Es braucht nur ein paar mutige Menschen. Vor ein paar Hundert Jahren waren es nur drei Männer, die den Bund geschworen hatten. Ein Bild, ein Zeugnis – aber was für ein Zeugnis. Ja, liebe Schweiz, die Welt braucht neue Werte. Nicht morgen, sondern heute. Wir lernen in dieser Krisenzeit bescheidener zu leben. Wir stellen fest, dass es auch so geht. Wir brauchen nicht immer den letzten Trend. Wir kommen mit weniger aus. Wir entdecken aber auch andere Realitäten, die wir fast vergessen hätten. Ein Gruss dem Nachbarn, ein Lächeln im Treppenhaus, ein neues Familienleben und vieles mehr. Das alles sind neue Werte, die uns tief glücklich machen können. Warum sollten wir diese dann wieder vergessen, wenn die «Normalität» zurückkehrt?
Zu diesen Werten gehören auch die spirituellen Werte. Wie viele Menschen besinnen sich neu auf das Innere, das intimste Ich in ihrer Seele.

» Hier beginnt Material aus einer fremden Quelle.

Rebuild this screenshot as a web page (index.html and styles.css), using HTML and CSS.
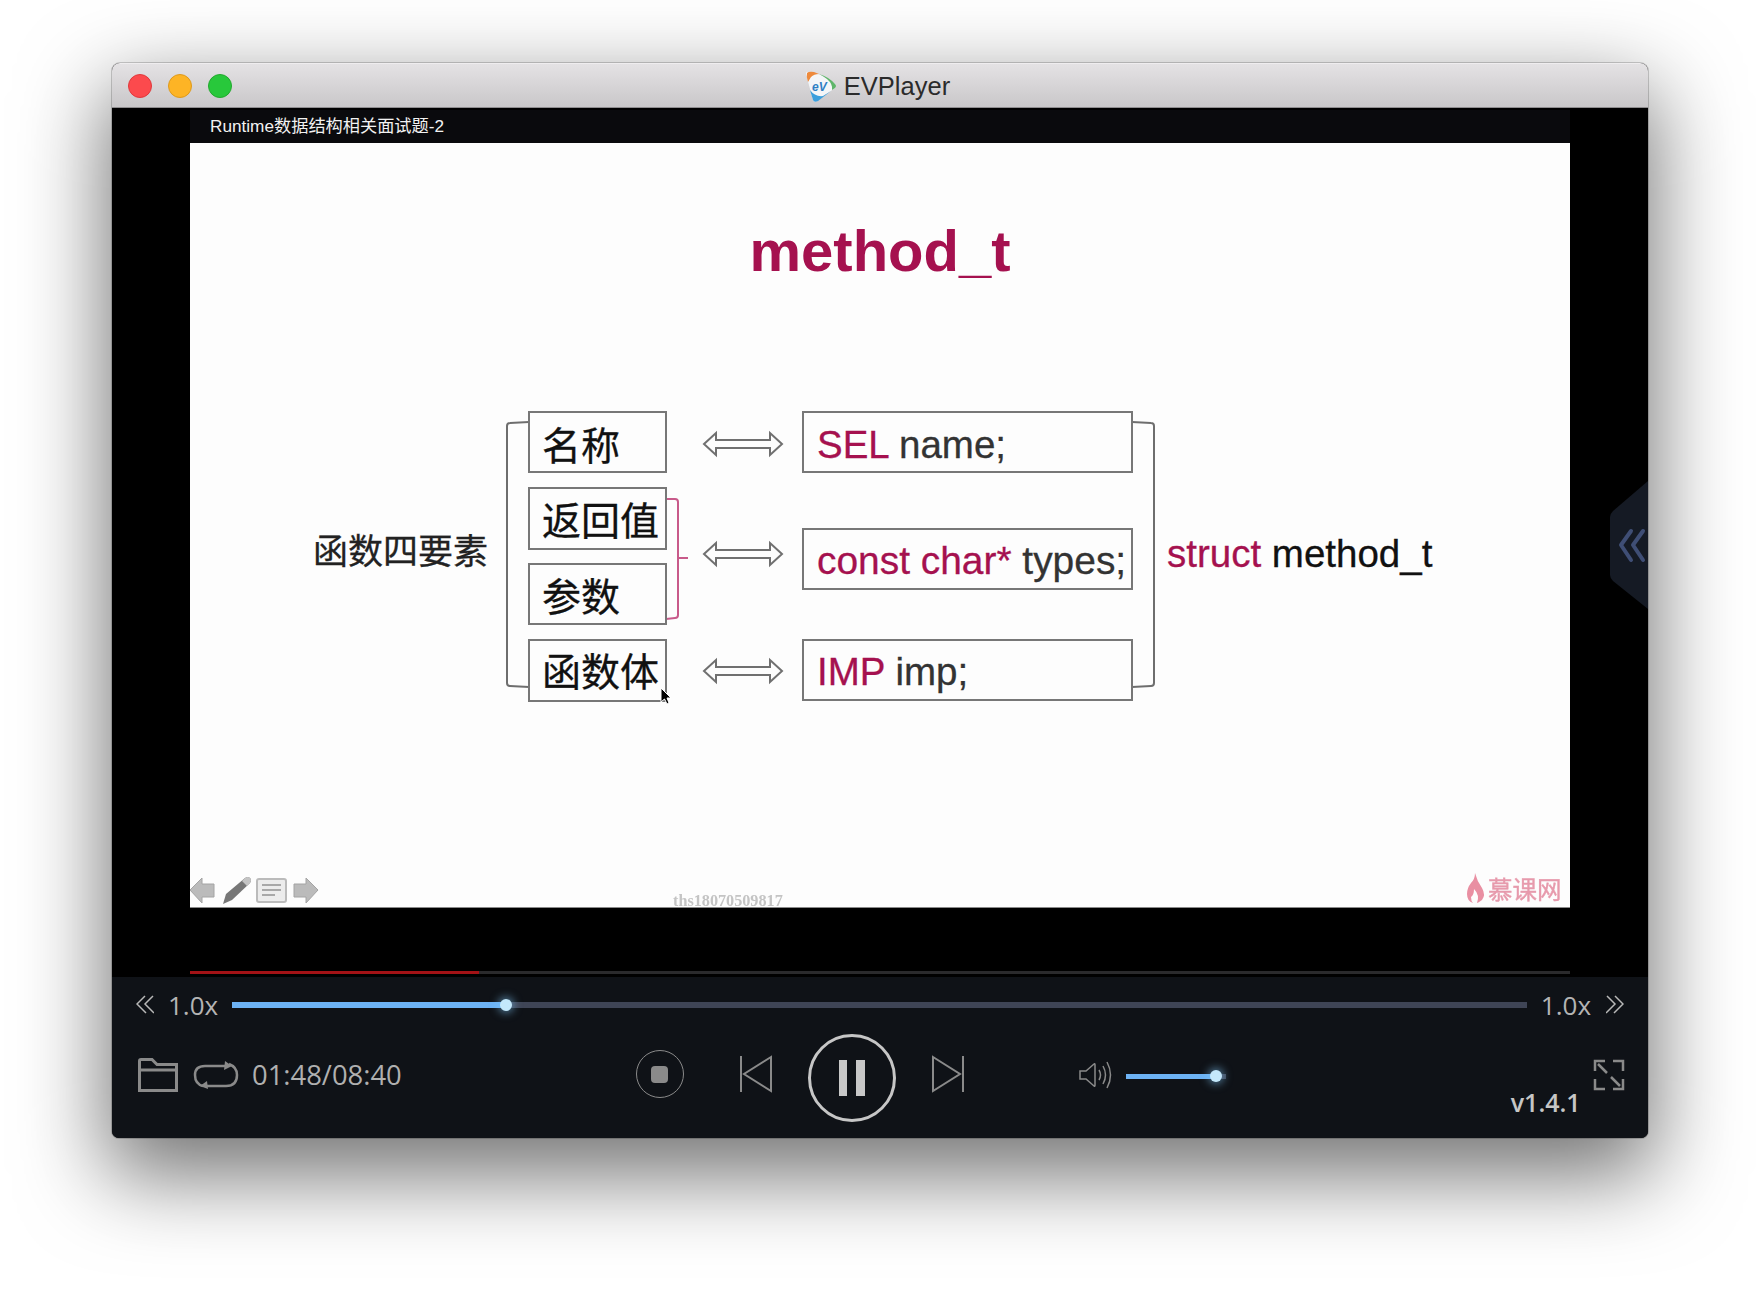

Wie viele Menschen suchen nach Antworten, nach spirituellen Antworten. Gott schenkt sie ihnen. Und wir Kirchen müssen ihnen dabei helfen. Wir müssen die Türen unserer sichtbaren und unsichtbaren Kirchen öffnen und alle einladen, aufzutanken im Gebet und in den Sakramenten.
Es kann nicht sein, dass man wieder in den Restaurants einkehren, sich aber nicht in die Kirchen zum Gottesdienst einfinden kann. Wir Pfarreien bieten die gleichen hygienischen Massnahmen an wie die Restaurants. Warum dürfen wir dann nicht Gottesdienste feiern? Die Menschen wünschen sich die Eucharistie, sie wünschen sich die Gemeinschaft der Gläubigen. Gerade jetzt, wo die Welt nach Sinn lechzt, nach Gott ruft, müssen wir die Kirchen neu beleben.
Hallo, liebe Schweiz, du hast vieles zu tun. Du kannst aber auch vieles tun, weil du stark bist, weil du immer wieder bewiesen hast, dass die Einheit in der Vielfalt die richtigen Antworten findet. Hallo, liebe Schweiz, hab keine Angst, steh auf und denke deine Zukunft neu und auch die der entglobalisierten Welt. Du wirst nur wissen, wozu du fähig bist, an dem Tag, an welchem du es auch versuchst. Ich mache jedenfalls mit!